12 апреля 1942 года факультеты объединяются в Военный институт иностранных языков Красной Армии (ВИИЯ КА) под единым командованием в Ставрополе-на-Волге.
К осени 1943 года Институт возвращается из эвакуации и размещается в Москве по двум адресам — в районе Семеновской площади и Таганки, а уже весной 1944 года получает постоянную прописку на Волочаевской улице в Лефортово.

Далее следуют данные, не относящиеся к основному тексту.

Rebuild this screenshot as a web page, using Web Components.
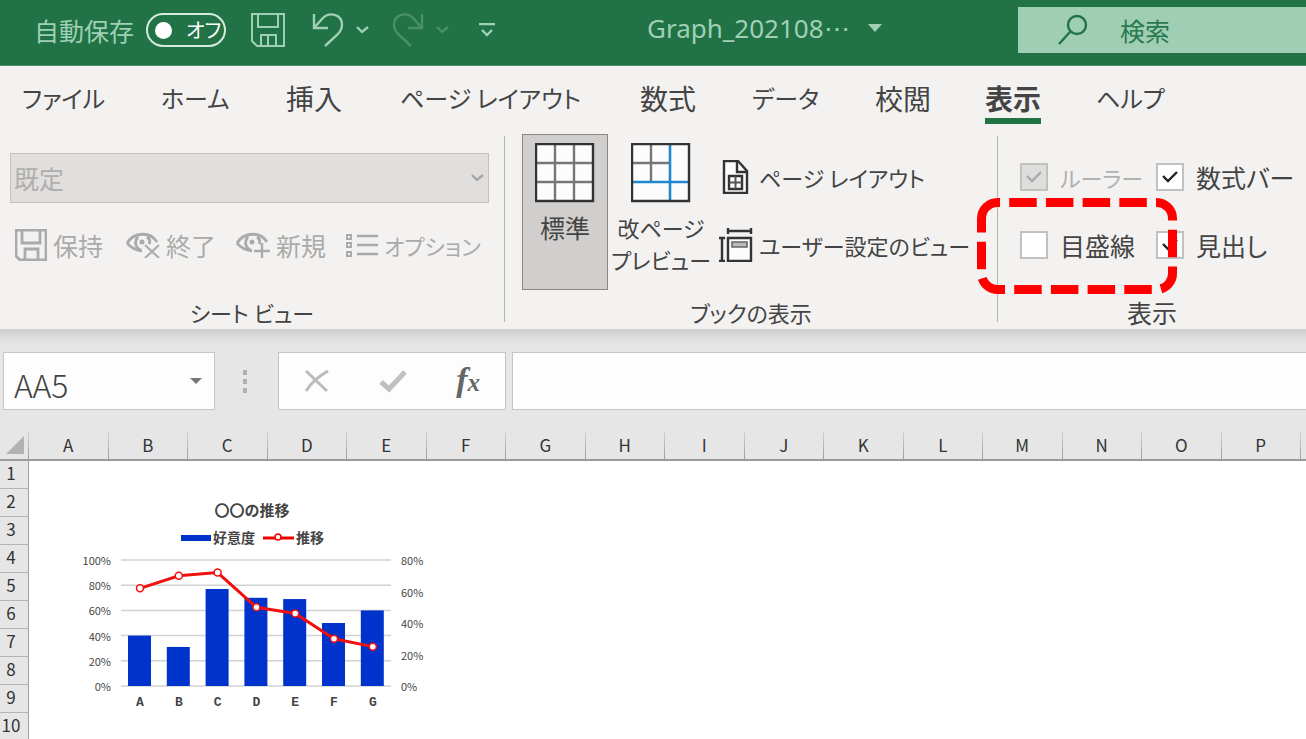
<!DOCTYPE html>
<html lang="ja">
<head>
<meta charset="utf-8">
<title>Graph_202108</title>
<style>
  body {
    margin: 0;
    background: #fff;
    color: #444;
    font-family: "Noto Sans CJK JP", sans-serif;
    font-size: 25px;
    line-height: 32px;
    font-feature-settings: "palt";
    overflow: hidden;
  }
</style>
</head>
<body>
<xl-app></xl-app>

<script>
  // Shared rules for every shadow root
  const base = `
    * { box-sizing: border-box; }
    :host([hidden]) { display: none; }
    button, input, select { font: inherit; font-feature-settings: inherit; color: inherit; margin: 0; padding: 0; border: 0; border-radius: 0; background: none; outline: none; }
    svg { display: block; fill: none; flex: none; }
  `;

  function define(name, html) {
    customElements.define(name, class extends HTMLElement {
      constructor() {
        super();
        this.attachShadow({ mode: 'open' });
      }

      connectedCallback() {
        const markup = typeof html === 'function' ? html(this) : html;
        this.shadowRoot.innerHTML = `<style>${base}</style>${markup}`;
      }
    });
  }

  const floppy = 'M1 1h32v32H6l-5-5zM7 1v13h20V1M10 33V22h15v11M17 22v11';
  const floppyGrey = 'M1 1h30v30H5l-4-4zM7 1v13h18V1M10 31V20h13v11';
  const eye = 'M1 11C8 0 24 -1 31 10M1 11C5 16 9 18 16 19M12 5C8 9 9 16 15 18M21 5c3 2 3 5 2 7';

  const icons = {
    save: [34, 34, `<path d="${floppy}" stroke="currentColor" stroke-width="2"/>`],
    undo: [32, 34, '<path d="M2 1v14h14M2 15L10 6C17-2 30 1 30 12c0 4-2 7-5 10L13 33" stroke="currentColor" stroke-width="2.4"/>'],
    redo: [32, 34, '<path d="M30 1v14H16M30 15L22 6C15-2 2 1 2 12c0 4 2 7 5 10l12 11" stroke="currentColor" stroke-width="2.4"/>'],
    chevron: [13, 8, '<path d="M1 1l5 5 6-5" stroke="currentColor" stroke-width="2.4"/>'],
    customize: [16, 14, '<path d="M0 1h16M3 7l5 5 5-5" stroke="currentColor" stroke-width="2.4"/>'],
    caret: [14, 8, '<path d="M0 0h14L7 8z" fill="currentColor"/>'],
    search: [30, 32, '<circle cx="19" cy="11" r="9" stroke="currentColor" stroke-width="2.4"/><path d="M12 18L1 30" stroke="currentColor" stroke-width="2.4"/>'],
    keep: [32, 32, `<path d="${floppyGrey}" stroke="currentColor" stroke-width="2.8"/>`],
    exit: [34, 26, `<path d="${eye}" stroke="currentColor" stroke-width="2.8"/><circle cx="16" cy="10" r="2.5" fill="currentColor"/><path d="M19 13l14 13M33 13L19 26" stroke="currentColor" stroke-width="2"/>`],
    add: [34, 26, `<path d="${eye}" stroke="currentColor" stroke-width="2.8"/><circle cx="16" cy="10" r="2.5" fill="currentColor"/><path d="M26 11v15M18 19h16" stroke="currentColor" stroke-width="2.4"/>`],
    options: [32, 25, '<path d="M1 2h4v4H1zM1 10h4v4H1zM1 19h4v4H1z" stroke="currentColor" stroke-width="2"/><path d="M11 3h21M11 12h21M11 21h21" stroke="currentColor" stroke-width="2.4"/>'],
    normal: [60, 60, '<path d="M1 1h57v57H1z" fill="#fcfcfc"/><path d="M20 1v57M39 1v57M1 20h57M1 39h57" stroke="#777" stroke-width="2.4"/><path d="M1 1h57v57H1z" stroke="#333" stroke-width="2.4"/>'],
    breaks: [60, 60, '<path d="M1 1h57v57H1z" fill="#fcfcfc"/><path d="M20 1v38M1 20h38" stroke="#777" stroke-width="2.4"/><path d="M39 1v57M1 39h57" stroke="#2088cc" stroke-width="2.6"/><path d="M1 1h57v57H1z" stroke="#333" stroke-width="2.4"/>'],
    page: [34, 34, '<path d="M5 1h14l9 10v22H5z" fill="#fcfcfc" stroke="#333" stroke-width="2.4"/><path d="M18 1v11h10M10 16h13v13H10z" stroke="#333" stroke-width="2.4"/><path d="M16.500 16v13M10 22.500h13" stroke="#555" stroke-width="2"/>'],
    custom: [34, 34, '<path d="M9 10h23v23H9z" fill="#fcfcfc" stroke="#333" stroke-width="2.4"/><path d="M13 14h15v5H13z" fill="#bbb" stroke="#666" stroke-width="1.600"/><path d="M9 3h23M9 0v6M32 0v6M3 10v23M0 10h6M0 33h6" stroke="#333" stroke-width="2.4"/>'],
    cancel: [26, 24, '<path d="M2 2l21 20M24 2C15 7 7 14 2 22" stroke="#bbb" stroke-width="3"/>'],
    enter: [28, 24, '<path d="M2 13l8 7L26 3" stroke="#c0c0c0" stroke-width="5"/>'],
    corner: [18, 18, '<path d="M18 0v18H0z" fill="#b2b2b2"/>']
  };

  define('xl-icon', el => {
    const [w, h, shape] = icons[el.getAttribute('name')];
    return `
      <style>:host { display: block; flex: none; }</style>
      <svg width="${w}" height="${h}" viewBox="0 0 ${w} ${h}" aria-hidden="true">${shape}</svg>`;
  });

  define('xl-title-bar', `
    <style>
      :host {
        display: grid;
        grid-template-columns: 647px 371px 1fr;
        align-items: start;
        height: 66px;
        padding-top: 7px;
        background: #217346;
        border-bottom: 1px solid #4f9470;
        color: #9fd0b5;
      }
      .quick { display: flex; align-items: center; height: 46px; padding-left: 34px; white-space: nowrap; }
      .quick button { display: flex; align-items: center; }
      .switch {
        width: 80px;
        height: 34px;
        margin-left: 12px;
        margin-right: 25px;
        padding-left: 7px;
        gap: 14px;
        border: 2px solid #d5eadf;
        border-radius: 17px;
        color: #fff;
        font-size: 20px;
        line-height: 30px;
      }
      .knob { width: 17px; height: 17px; flex: none; border-radius: 50%; background: #fff; }
      .undo { gap: 12px; margin-left: 27px; }
      .redo { gap: 12px; margin-left: 23px; color: #4a8f6a; }
      .more { margin-left: 30px; }
      .file { display: flex; align-items: center; gap: 18px; height: 42px; font-family: "Noto Sans", sans-serif; font-size: 26px; }
      .search { display: flex; align-items: center; height: 46px; padding-left: 40px; gap: 32px; background: #9fceb4; color: #217346; }
      .search input { flex: 1; min-width: 0; }
      .search input::placeholder { color: #2a7a4f; opacity: 1; }
    </style>
    <div class="quick">
      <span id="auto">自動保存</span>
      <button class="switch" role="switch" aria-checked="false" aria-labelledby="auto"><span class="knob"></span><span>オフ</span></button>
      <button aria-label="上書き保存"><xl-icon name="save"></xl-icon></button>
      <button class="undo" aria-label="元に戻す"><xl-icon name="undo"></xl-icon><xl-icon name="chevron"></xl-icon></button>
      <button class="redo" aria-label="やり直し"><xl-icon name="redo"></xl-icon><xl-icon name="chevron"></xl-icon></button>
      <button class="more" aria-label="カスタマイズ"><xl-icon name="customize"></xl-icon></button>
    </div>
    <button class="file"><span>Graph_202108⋯</span><xl-icon name="caret"></xl-icon></button>
    <label class="search"><xl-icon name="search"></xl-icon><input type="text" placeholder="検索" aria-label="検索"></label>
  `);

  define('xl-tabs', `
    <style>
      :host {
        display: grid;
        grid-template-columns: 139px 125px 114px 240px 112px 123px 110px 111px 1fr;
        padding: 12px 0 4px 22px;
        font-size: 28px;
        line-height: 40px;
        white-space: nowrap;
      }
      ::slotted(a) { justify-self: start; color: inherit; text-decoration: none; border-bottom: 6px solid transparent; }
      ::slotted(a[aria-current]) { font-weight: 700; border-color: #217346; }
      ::slotted(a.kana) { font-size: 24px; }
    </style>
    <slot></slot>
  `);

  define('xl-group', el => `
    <style>
      :host { display: flex; flex-direction: column; height: 186px; border-right: 1px solid #b3b3b2; white-space: nowrap; }
      :host(:last-child) { border: 0; }
      .content { flex: 1; min-height: 0; }
      .title { height: 32px; margin-bottom: -6px; text-align: center; }
      :host([kana]) .title { font-size: 22px; }
    </style>
    <div class="content"><slot></slot></div>
    <div class="title">${el.getAttribute('label')}</div>
  `);

  define('xl-command', el => `
    <style>
      :host { display: block; }
      button { display: flex; align-items: center; gap: 6px; height: 36px; white-space: nowrap; }
      button:disabled { color: #aaa; }
      :host([kana]) button { font-size: 22px; }
      :host([large]) button {
        flex-direction: column;
        width: 86px;
        height: 156px;
        padding-top: 8px;
        gap: 8px;
        border: 1px solid transparent;
      }
      :host([pressed]) button { background: #d0cfce; border-color: #8a8988; }
    </style>
    <button ${el.hasAttribute('disabled') ? 'disabled' : ''}>
      <xl-icon name="${el.getAttribute('icon')}"></xl-icon>
      <span><slot></slot></span>
    </button>
  `);

  define('xl-check', el => `
    <style>
      :host { display: block; position: relative; }
      label { display: flex; align-items: center; gap: 12px; height: 36px; white-space: nowrap; }
      .box { display: grid; }
      input { appearance: none; width: 28px; height: 28px; border: 2px solid #c2c1c0; background: #fff; }
      input, svg { grid-area: 1 / 1; }
      svg { display: none; place-self: center; pointer-events: none; stroke: #222; }
      input:checked + svg { display: block; }
      :host([kana]) label { font-size: 22px; }
      :host([disabled]) label { color: #b0b0b0; }
      :host([disabled]) input { background: #dededd; }
      :host([disabled]) svg { stroke: #aaa; }
    </style>
    <label>
      <span class="box">
        <input type="checkbox" ${el.hasAttribute('checked') ? 'checked' : ''} ${el.hasAttribute('disabled') ? 'disabled' : ''}>
        <svg width="16" height="12" viewBox="0 0 16 12" stroke-width="2.4"><path d="M1 5l5 5 9-9"/></svg>
      </span>
      <span><slot></slot></span>
    </label>
    <slot name="callout"></slot>
  `);

  // Dashed red frame that lies over its neighbours
  define('xl-callout', `
    <style>:host { position: absolute; left: -43px; top: -29px; z-index: 1; pointer-events: none; }</style>
    <svg width="200" height="97" viewBox="0 0 200 97">
      <path d="M4.500 20.500a16 16 0 0 1 16-16h159a16 16 0 0 1 16 16v55a16 16 0 0 1-16 16h-159a16 16 0 0 1-16-16z"
        stroke="#f00" stroke-width="9" stroke-dasharray="27.500 9.200"/>
    </svg>
  `);

  define('xl-ribbon', `
    <style>
      :host { display: block; height: 264px; background: #f3f2f1; border-bottom: 1px solid #cfcfce; }
      .groups { display: grid; grid-template-columns: 505px 493px 1fr; padding-top: 8px; }
      .view { display: flex; flex-direction: column; gap: 24px; padding: 17px 15px 0 10px; }
      .select { display: grid; align-items: center; }
      .select select { appearance: none; height: 50px; padding-left: 3px; border: 1px solid #c3c2c1; background: #e1dfde; color: #b0aeac; opacity: 1; }
      .select > * { grid-area: 1 / 1; }
      .select xl-icon { justify-self: end; margin-right: 5px; color: #a5a5a5; }
      .buttons { display: grid; grid-template-columns: 111px 110px 110px 1fr; padding-left: 5px; }
      .book { display: grid; grid-template-columns: 96px 101px 1fr; padding-left: 17px; margin-top: -2px; }
      .list { display: grid; row-gap: 32px; align-content: start; padding-top: 25px; }
      .show { display: grid; grid-template-columns: 136px 1fr; row-gap: 32px; padding: 23px 0 0 22px; }
    </style>
    <xl-tabs>
      <a href="#" class="kana">ファイル</a>
      <a href="#" class="kana">ホーム</a>
      <a href="#">挿入</a>
      <a href="#" class="kana">ページ レイアウト</a>
      <a href="#">数式</a>
      <a href="#" class="kana">データ</a>
      <a href="#">校閲</a>
      <a href="#" aria-current="page">表示</a>
      <a href="#" class="kana">ヘルプ</a>
    </xl-tabs>
    <div class="groups">
      <xl-group label="シート ビュー" kana>
        <div class="view">
          <div class="select">
            <select disabled aria-label="シート ビュー"><option>既定</option></select>
            <xl-icon name="chevron"></xl-icon>
          </div>
          <div class="buttons">
            <xl-command icon="keep" disabled>保持</xl-command>
            <xl-command icon="exit" disabled>終了</xl-command>
            <xl-command icon="add" disabled>新規</xl-command>
            <xl-command icon="options" disabled kana>オプション</xl-command>
          </div>
        </div>
      </xl-group>
      <xl-group label="ブックの表示" kana>
        <div class="book">
          <xl-command icon="normal" large pressed>標準</xl-command>
          <xl-command icon="breaks" large kana>改ページ<br>プレビュー</xl-command>
          <div class="list">
            <xl-command icon="page" kana>ページ レイアウト</xl-command>
            <xl-command icon="custom" kana>ユーザー設定のビュー</xl-command>
          </div>
        </div>
      </xl-group>
      <xl-group label="表示">
        <div class="show">
          <xl-check checked disabled kana>ルーラー</xl-check>
          <xl-check checked>数式バー</xl-check>
          <xl-check>目盛線<xl-callout slot="callout"></xl-callout></xl-check>
          <xl-check checked>見出し</xl-check>
        </div>
      </xl-group>
    </div>
  `);

  define('xl-formula-bar', `
    <style>
      :host {
        display: grid;
        grid-template-columns: 212px 63px 228px 1fr;
        padding: 22px 0 21px 3px;
        background: linear-gradient(#d0d0d0, #e6e6e6 14px);
      }
      .box { display: flex; align-items: center; height: 58px; border: 1px solid #c6c6c6; background: #fdfdfd; }
      .name input { flex: 1; min-width: 0; padding: 6px 0 0 10px; font-size: 32px; font-weight: 300; line-height: 40px; }
      .name button { padding-right: 12px; color: #777; }
      .dots { display: grid; gap: 4px; place-content: center; padding-right: 4px; }
      .dots i { width: 4px; height: 5px; background: #b0b0b0; }
      .tools { justify-content: space-between; padding: 0 25px; }
      .fx { font: italic 700 34px/40px "Liberation Serif", serif; color: #666; }
      .fx small { font-size: 25px; }
      .formula { margin-left: 6px; border-right: 0; }
      .formula input { flex: 1; min-width: 0; }
    </style>
    <div class="box name"><input type="text" value="AA5" aria-label="名前ボックス"><button aria-label="名前の一覧"><svg width="12" height="6" viewBox="0 0 12 6"><path d="M0 0h12L6 6z" fill="currentColor"/></svg></button></div>
    <div class="dots"><i></i><i></i><i></i></div>
    <div class="box tools">
      <button aria-label="キャンセル"><xl-icon name="cancel"></xl-icon></button>
      <button aria-label="入力"><xl-icon name="enter"></xl-icon></button>
      <button class="fx" aria-label="関数の挿入">f<small>x</small></button>
    </div>
    <div class="box formula"><input type="text" aria-label="数式"></div>
  `);

  const categories = ['A', 'B', 'C', 'D', 'E', 'F', 'G'];
  const liking = [40, 31, 77, 70, 69, 50, 60];
  const trend = [62, 70, 72, 50, 46, 30, 25];

  define('xl-chart', () => {
    const bottom = 191;
    const height = 126;
    const x = i => 60 + i * 38.800;
    const y = (value, max) => bottom - value / max * height;
    const left = [0, 20, 40, 60, 80, 100];
    const right = [0, 20, 40, 60, 80];
    const points = trend.map((v, i) => [x(i), y(v, 80)]);
    return `
      <style>
        :host { display: block; }
        text { fill: #444; font-family: "Noto Sans CJK JP", sans-serif; font-size: 11px; }
        .bold { font-size: 14px; font-weight: 700; text-anchor: middle; }
        .title { font-size: 15px; }
        .cat { font-family: "Liberation Mono", monospace; font-size: 13px; font-weight: 700; text-anchor: middle; }
      </style>
      <svg width="350" height="220" viewBox="0 0 350 220" role="img" aria-label="〇〇の推移">
        <text class="bold title" x="172" y="21">〇〇の推移</text>
        <path d="M101 43h30" stroke="#0033cc" stroke-width="6"/>
        <text class="bold" x="154" y="48">好意度</text>
        <path d="M183 43h31" stroke="#f00000" stroke-width="3"/>
        <circle cx="198" cy="42" r="3" fill="#fff" stroke="#f00000" stroke-width="1.500"/>
        <text class="bold" x="230" y="48">推移</text>
        ${left.map(v => `
          <path d="M41 ${y(v, 100)}h270" stroke="#d2d2d2" stroke-width="1.500"/>
          <text x="31" y="${y(v, 100) + 5}" text-anchor="end">${v}%</text>`).join('')}
        ${right.map(v => `<text x="321" y="${y(v, 80) + 5}">${v}%</text>`).join('')}
        ${liking.map((v, i) => `<rect x="${x(i) - 12}" y="${y(v, 100)}" width="23" height="${bottom - y(v, 100)}" fill="#0033cc"/>`).join('')}
        <polyline points="${points.join(' ')}" stroke="#f01010" stroke-width="3"/>
        ${points.map(p => `<circle cx="${p[0]}" cy="${p[1]}" r="3.500" fill="#fff" stroke="#f01010" stroke-width="1.500"/>`).join('')}
        ${categories.map((c, i) => `<text class="cat" x="${x(i)}" y="211">${c}</text>`).join('')}
      </svg>`;
  });

  define('xl-sheet', () => {
    const columns = 'ABCDEFGHIJKLMNOP'.split('');
    const rows = Array.from({ length: 10 }, (_, i) => i + 1);
    return `
      <style>
        :host { display: block; position: relative; }
        table { width: 100%; table-layout: fixed; border-collapse: separate; border-spacing: 0; font-size: 17px; line-height: 24px; color: #333; }
        th { padding: 0; font-weight: 400; background: #e6e6e6; }
        thead th { height: 30px; border-bottom: 2px solid #9f9f9f; border-right: 1px solid #a8a8a8; border-image: linear-gradient(#d8d8d8, #9a9a9a) 1; }
        thead th:last-child { border-right: 0; }
        tbody th { height: 28px; padding: 0 6px 3px 0; border-right: 1px solid #9f9f9f; border-bottom: 1px solid #b4b4b4; }
        td { padding: 0; }
        .first { width: 29px; }
        .last { width: 5px; }
        thead xl-icon { margin-left: 6px; }
        /* Charts float over the cells */
        xl-chart { position: absolute; left: 80px; top: 64px; }
      </style>
      <table>
        <colgroup><col class="first"><col span="16"><col class="last"></colgroup>
        <thead><tr><th aria-label="すべて選択"><xl-icon name="corner"></xl-icon></th>${columns.map(c => `<th scope="col">${c}</th>`).join('')}<th></th></tr></thead>
        <tbody>${rows.map(r => `<tr><th scope="row">${r}</th><td colspan="17"></td></tr>`).join('')}</tbody>
      </table>
      <xl-chart></xl-chart>`;
  });

  define('xl-app', `
    <style>
      :host { display: flex; flex-direction: column; height: 100vh; overflow: hidden; }
      xl-title-bar, xl-ribbon, xl-formula-bar, xl-sheet { flex: none; }
    </style>
    <xl-title-bar></xl-title-bar>
    <xl-ribbon></xl-ribbon>
    <xl-formula-bar></xl-formula-bar>
    <xl-sheet></xl-sheet>
  `);
</script>
</body>
</html>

В 1944 г. возобновилось прерванное в первый год войны заочное обучение, а с сентября институт перешел на 4-летний срок обучения по западным и 5-летний по восточным языкам.
Многие выпускники 40-х—50-х годов стали известными военачальниками, дипломатами, руководителями структурных подразделений Министерства обороны СССР, выдающимися учеными, известными писателями, журналистами, кинорежиссерами. Среди них — актер В. Этуш, журналист В. Овчинников, композиторы С. Кац и А. Эшпай, переводчик В. Суходрев, писатели Ю. Друнина, П. Коган, А. Мицкевич (Днепров), Е. Ржевская, А. Стругацкий, посол О. Трояновский, режиссер Ф. Хитрук.
Кафедрой японского языка руководил уже тогда хорошо известный ученый — профессор Н. Конрад (впоследствии академик), кафедру китайского языка возглавлял Б. Исаенко. На кафедрах преподавали В. Маркова и Н. Фельдман (японского языка) и И. Ошанин (китайского).
Действительно, АНС учился в одном институте с Анчаровым, только двумя (или тремя?) курсами раньше. Вспоминал [АН] о нем всегда с большой теплотой, хотя знаком был только шапочно, а вот жена АНС, Елена Ильинична, учившаяся с Анчаровым на одном курсе, с удовольствием рассказывала, какой это был очаровательный человек и как влюблены в него были все без исключения курсанты ВИИЯза женского полу.